### OBJECTIVE
Copy every line of the records below where the word "that" occurs.

---- GIVEN DATA

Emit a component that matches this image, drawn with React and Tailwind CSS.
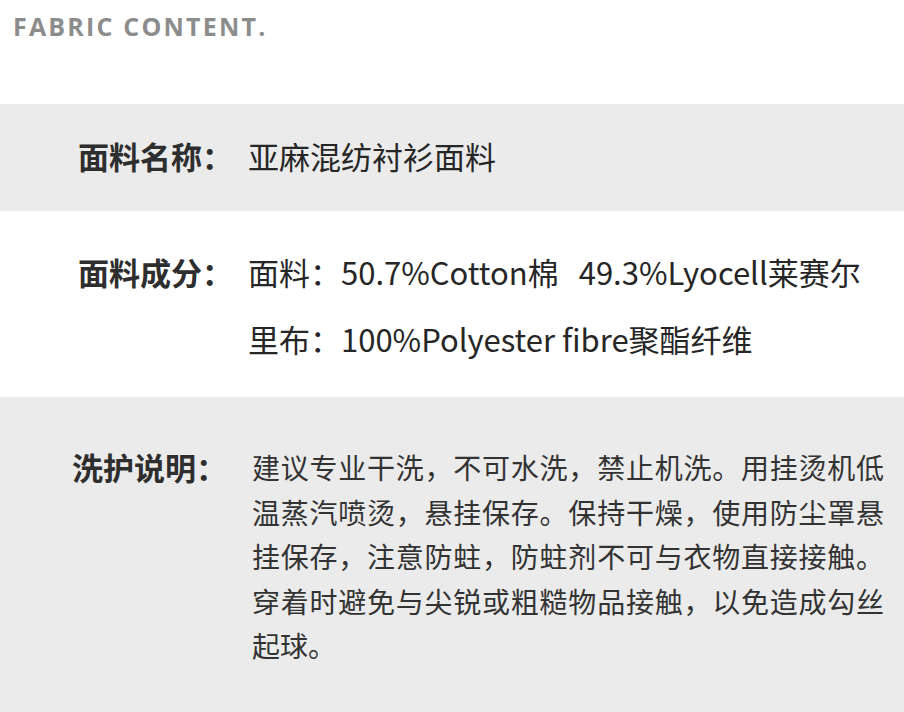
import React from 'react';

const cjk = "font-['Noto_Sans_CJK_SC','Noto_Sans',sans-serif]";

const careLines = [
  '建议专业干洗，不可水洗，禁止机洗。用挂烫机低',
  '温蒸汽喷烫，悬挂保存。保持干燥，使用防尘罩悬',
  '挂保存，注意防蛀，防蛀剂不可与衣物直接接触。',
  '穿着时避免与尖锐或粗糙物品接触，以免造成勾丝',
];

export default function App() {
  return (
    <div className={`w-[904px] h-[712px] overflow-hidden bg-white ${cjk}`}>
      <div className="h-[104px] pl-[13px] pt-[11px]">
        <h2 className="font-['Open_Sans',sans-serif] font-bold text-[25px] leading-[30px] tracking-[2.2px] text-[#8c8c8c]">
          FABRIC CONTENT.
        </h2>
      </div>

      <div className="h-[107px] bg-[#ebebeb] pt-[32px] pl-[78px] flex text-[31px] leading-[40px]">
        <span className="w-[170px] shrink-0 font-bold text-[#2e2e2e]">面料名称：</span>
        <span className="text-[#262626]">亚麻混纺衬衫面料</span>
      </div>

      <div className="h-[186px] pt-[27px] pl-[78px] flex text-[31px] leading-[67px]">
        <span className="w-[170px] shrink-0 font-bold text-[#2e2e2e]">面料成分：</span>
        <div className="flex flex-col text-[#262626] whitespace-nowrap">
          <span>
            面料：50.7%Cotton棉<span className="ml-[20px]">49.3%Lyocell莱赛尔</span>
          </span>
          <span>里布：100%Polyester fibre聚酯纤维</span>
        </div>
      </div>

      <div className="h-[315px] bg-[#ebebeb] pt-[48px] pl-[72px] flex leading-[44.5px]">
        <span className="w-[180px] shrink-0 font-bold text-[31px] text-[#2e2e2e]">洗护说明：</span>
        <div className="w-[632px] flex flex-col text-[28px] text-[#333333] whitespace-nowrap">
          {careLines.map((line) => (
            <span key={line} className="block text-justify [text-align-last:justify]">
              {line}
            </span>
          ))}
          <span>起球。</span>
        </div>
      </div>
    </div>
  );
}
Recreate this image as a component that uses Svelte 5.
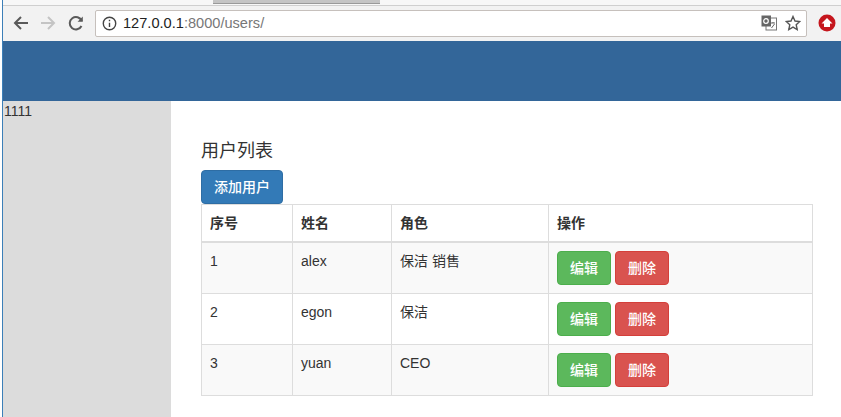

--------

### SOLUTION TO THIS PROBLEM
Emit a component that matches this image, drawn with React and Tailwind CSS.
Recreate this image as a component that uses Svelte 5.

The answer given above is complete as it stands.